▸ What you will do
Write out the material again exactly, please, and omit the pictures.

▸ Dataset excerpt
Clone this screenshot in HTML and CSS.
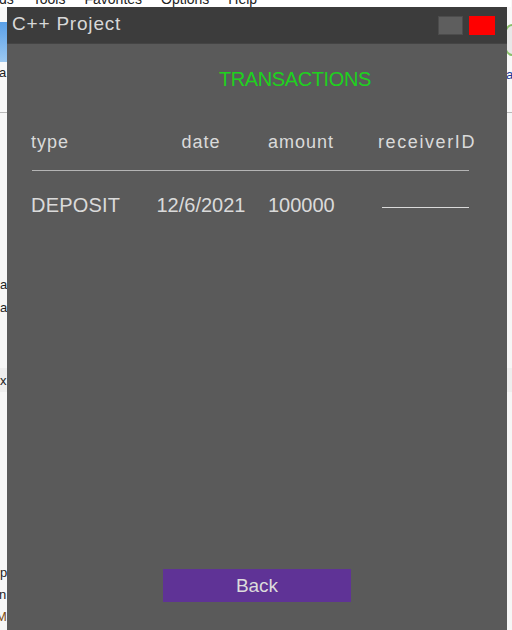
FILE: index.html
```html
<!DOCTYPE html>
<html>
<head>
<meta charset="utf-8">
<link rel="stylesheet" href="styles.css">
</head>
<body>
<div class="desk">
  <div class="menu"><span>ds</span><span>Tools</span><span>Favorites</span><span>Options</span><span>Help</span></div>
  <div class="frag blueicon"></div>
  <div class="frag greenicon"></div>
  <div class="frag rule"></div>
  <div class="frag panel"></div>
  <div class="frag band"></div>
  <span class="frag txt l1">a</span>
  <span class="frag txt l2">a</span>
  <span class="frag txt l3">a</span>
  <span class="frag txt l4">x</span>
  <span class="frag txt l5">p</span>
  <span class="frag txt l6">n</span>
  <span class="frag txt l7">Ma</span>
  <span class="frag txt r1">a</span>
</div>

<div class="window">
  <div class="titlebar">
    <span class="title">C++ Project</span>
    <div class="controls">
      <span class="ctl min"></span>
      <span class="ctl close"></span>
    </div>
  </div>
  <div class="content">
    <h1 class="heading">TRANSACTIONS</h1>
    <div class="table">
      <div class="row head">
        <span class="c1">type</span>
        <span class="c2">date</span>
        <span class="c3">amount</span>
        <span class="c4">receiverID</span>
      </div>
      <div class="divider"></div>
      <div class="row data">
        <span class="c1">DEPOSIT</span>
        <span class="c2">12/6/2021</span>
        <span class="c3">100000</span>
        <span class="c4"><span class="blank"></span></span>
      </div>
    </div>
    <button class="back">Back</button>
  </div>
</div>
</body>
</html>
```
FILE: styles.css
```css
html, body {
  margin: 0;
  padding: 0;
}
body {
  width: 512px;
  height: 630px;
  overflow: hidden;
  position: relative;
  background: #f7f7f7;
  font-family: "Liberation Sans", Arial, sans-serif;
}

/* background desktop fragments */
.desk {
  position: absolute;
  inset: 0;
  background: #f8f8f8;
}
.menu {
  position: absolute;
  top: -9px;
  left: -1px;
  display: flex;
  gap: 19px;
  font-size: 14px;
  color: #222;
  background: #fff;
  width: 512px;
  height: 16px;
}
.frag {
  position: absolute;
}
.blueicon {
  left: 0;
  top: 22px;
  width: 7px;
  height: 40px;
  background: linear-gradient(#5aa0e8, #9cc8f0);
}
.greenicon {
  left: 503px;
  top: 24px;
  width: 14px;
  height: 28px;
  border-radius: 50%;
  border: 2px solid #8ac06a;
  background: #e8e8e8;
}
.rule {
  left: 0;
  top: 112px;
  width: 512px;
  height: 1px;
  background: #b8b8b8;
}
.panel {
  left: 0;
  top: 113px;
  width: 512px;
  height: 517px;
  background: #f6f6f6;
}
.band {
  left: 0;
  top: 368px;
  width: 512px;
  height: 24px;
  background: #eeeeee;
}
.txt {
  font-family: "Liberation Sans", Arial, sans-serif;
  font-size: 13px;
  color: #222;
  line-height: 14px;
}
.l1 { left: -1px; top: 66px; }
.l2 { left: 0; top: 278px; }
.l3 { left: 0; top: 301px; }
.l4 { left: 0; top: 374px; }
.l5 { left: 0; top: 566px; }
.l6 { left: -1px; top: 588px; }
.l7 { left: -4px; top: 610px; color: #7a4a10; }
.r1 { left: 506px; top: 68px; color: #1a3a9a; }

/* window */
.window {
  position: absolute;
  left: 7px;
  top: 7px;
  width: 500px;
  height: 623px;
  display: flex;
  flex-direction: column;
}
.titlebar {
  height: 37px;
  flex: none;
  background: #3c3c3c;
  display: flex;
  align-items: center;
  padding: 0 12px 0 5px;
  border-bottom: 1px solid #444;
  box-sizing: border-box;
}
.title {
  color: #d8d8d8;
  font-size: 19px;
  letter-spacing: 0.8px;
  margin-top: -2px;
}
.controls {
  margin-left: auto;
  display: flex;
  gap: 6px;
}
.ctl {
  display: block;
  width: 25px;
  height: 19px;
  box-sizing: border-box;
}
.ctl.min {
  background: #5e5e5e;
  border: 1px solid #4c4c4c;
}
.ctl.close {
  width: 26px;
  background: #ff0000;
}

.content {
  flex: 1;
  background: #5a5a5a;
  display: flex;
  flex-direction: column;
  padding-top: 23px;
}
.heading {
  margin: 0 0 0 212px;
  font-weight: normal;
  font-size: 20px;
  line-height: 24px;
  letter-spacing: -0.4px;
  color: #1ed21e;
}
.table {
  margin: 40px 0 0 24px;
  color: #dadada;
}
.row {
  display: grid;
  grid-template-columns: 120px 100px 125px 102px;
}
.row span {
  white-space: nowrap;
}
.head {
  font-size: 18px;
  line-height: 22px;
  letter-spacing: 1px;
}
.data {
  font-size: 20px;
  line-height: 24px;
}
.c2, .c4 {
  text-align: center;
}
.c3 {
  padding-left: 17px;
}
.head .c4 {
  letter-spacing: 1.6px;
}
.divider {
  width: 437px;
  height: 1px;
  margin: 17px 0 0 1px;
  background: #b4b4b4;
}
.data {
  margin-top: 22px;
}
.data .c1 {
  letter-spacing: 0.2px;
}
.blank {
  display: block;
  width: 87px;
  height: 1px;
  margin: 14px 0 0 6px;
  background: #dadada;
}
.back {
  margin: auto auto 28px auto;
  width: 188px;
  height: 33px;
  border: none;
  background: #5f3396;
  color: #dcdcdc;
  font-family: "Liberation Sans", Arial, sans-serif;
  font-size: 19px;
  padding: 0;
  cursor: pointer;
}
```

▸ Task answer
Clone this screenshot in HTML and CSS.
FILE: index.html
```html
<!DOCTYPE html>
<html>
<head>
<meta charset="utf-8">
<link rel="stylesheet" href="styles.css">
</head>
<body>
<div class="desk">
  <div class="menu"><span>ds</span><span>Tools</span><span>Favorites</span><span>Options</span><span>Help</span></div>
  <div class="frag blueicon"></div>
  <div class="frag greenicon"></div>
  <div class="frag rule"></div>
  <div class="frag panel"></div>
  <div class="frag band"></div>
  <span class="frag txt l1">a</span>
  <span class="frag txt l2">a</span>
  <span class="frag txt l3">a</span>
  <span class="frag txt l4">x</span>
  <span class="frag txt l5">p</span>
  <span class="frag txt l6">n</span>
  <span class="frag txt l7">Ma</span>
  <span class="frag txt r1">a</span>
</div>

<div class="window">
  <div class="titlebar">
    <span class="title">C++ Project</span>
    <div class="controls">
      <span class="ctl min"></span>
      <span class="ctl close"></span>
    </div>
  </div>
  <div class="content">
    <h1 class="heading">TRANSACTIONS</h1>
    <div class="table">
      <div class="row head">
        <span class="c1">type</span>
        <span class="c2">date</span>
        <span class="c3">amount</span>
        <span class="c4">receiverID</span>
      </div>
      <div class="divider"></div>
      <div class="row data">
        <span class="c1">DEPOSIT</span>
        <span class="c2">12/6/2021</span>
        <span class="c3">100000</span>
        <span class="c4"><span class="blank"></span></span>
      </div>
    </div>
    <button class="back">Back</button>
  </div>
</div>
</body>
</html>
```
FILE: styles.css
```css
html, body {
  margin: 0;
  padding: 0;
}
body {
  width: 512px;
  height: 630px;
  overflow: hidden;
  position: relative;
  background: #f7f7f7;
  font-family: "Liberation Sans", Arial, sans-serif;
}

/* background desktop fragments */
.desk {
  position: absolute;
  inset: 0;
  background: #f8f8f8;
}
.menu {
  position: absolute;
  top: -9px;
  left: -1px;
  display: flex;
  gap: 19px;
  font-size: 14px;
  color: #222;
  background: #fff;
  width: 512px;
  height: 16px;
}
.frag {
  position: absolute;
}
.blueicon {
  left: 0;
  top: 22px;
  width: 7px;
  height: 40px;
  background: linear-gradient(#5aa0e8, #9cc8f0);
}
.greenicon {
  left: 503px;
  top: 24px;
  width: 14px;
  height: 28px;
  border-radius: 50%;
  border: 2px solid #8ac06a;
  background: #e8e8e8;
}
.rule {
  left: 0;
  top: 112px;
  width: 512px;
  height: 1px;
  background: #b8b8b8;
}
.panel {
  left: 0;
  top: 113px;
  width: 512px;
  height: 517px;
  background: #f6f6f6;
}
.band {
  left: 0;
  top: 368px;
  width: 512px;
  height: 24px;
  background: #eeeeee;
}
.txt {
  font-family: "Liberation Sans", Arial, sans-serif;
  font-size: 13px;
  color: #222;
  line-height: 14px;
}
.l1 { left: -1px; top: 66px; }
.l2 { left: 0; top: 278px; }
.l3 { left: 0; top: 301px; }
.l4 { left: 0; top: 374px; }
.l5 { left: 0; top: 566px; }
.l6 { left: -1px; top: 588px; }
.l7 { left: -4px; top: 610px; color: #7a4a10; }
.r1 { left: 506px; top: 68px; color: #1a3a9a; }

/* window */
.window {
  position: absolute;
  left: 7px;
  top: 7px;
  width: 500px;
  height: 623px;
  display: flex;
  flex-direction: column;
}
.titlebar {
  height: 37px;
  flex: none;
  background: #3c3c3c;
  display: flex;
  align-items: center;
  padding: 0 12px 0 5px;
  border-bottom: 1px solid #444;
  box-sizing: border-box;
}
.title {
  color: #d8d8d8;
  font-size: 19px;
  letter-spacing: 0.8px;
  margin-top: -2px;
}
.controls {
  margin-left: auto;
  display: flex;
  gap: 6px;
}
.ctl {
  display: block;
  width: 25px;
  height: 19px;
  box-sizing: border-box;
}
.ctl.min {
  background: #5e5e5e;
  border: 1px solid #4c4c4c;
}
.ctl.close {
  width: 26px;
  background: #ff0000;
}

.content {
  flex: 1;
  background: #5a5a5a;
  display: flex;
  flex-direction: column;
  padding-top: 23px;
}
.heading {
  margin: 0 0 0 212px;
  font-weight: normal;
  font-size: 20px;
  line-height: 24px;
  letter-spacing: -0.4px;
  color: #1ed21e;
}
.table {
  margin: 40px 0 0 24px;
  color: #dadada;
}
.row {
  display: grid;
  grid-template-columns: 120px 100px 125px 102px;
}
.row span {
  white-space: nowrap;
}
.head {
  font-size: 18px;
  line-height: 22px;
  letter-spacing: 1px;
}
.data {
  font-size: 20px;
  line-height: 24px;
}
.c2, .c4 {
  text-align: center;
}
.c3 {
  padding-left: 17px;
}
.head .c4 {
  letter-spacing: 1.6px;
}
.divider {
  width: 437px;
  height: 1px;
  margin: 17px 0 0 1px;
  background: #b4b4b4;
}
.data {
  margin-top: 22px;
}
.data .c1 {
  letter-spacing: 0.2px;
}
.blank {
  display: block;
  width: 87px;
  height: 1px;
  margin: 14px 0 0 6px;
  background: #dadada;
}
.back {
  margin: auto auto 28px auto;
  width: 188px;
  height: 33px;
  border: none;
  background: #5f3396;
  color: #dcdcdc;
  font-family: "Liberation Sans", Arial, sans-serif;
  font-size: 19px;
  padding: 0;
  cursor: pointer;
}
```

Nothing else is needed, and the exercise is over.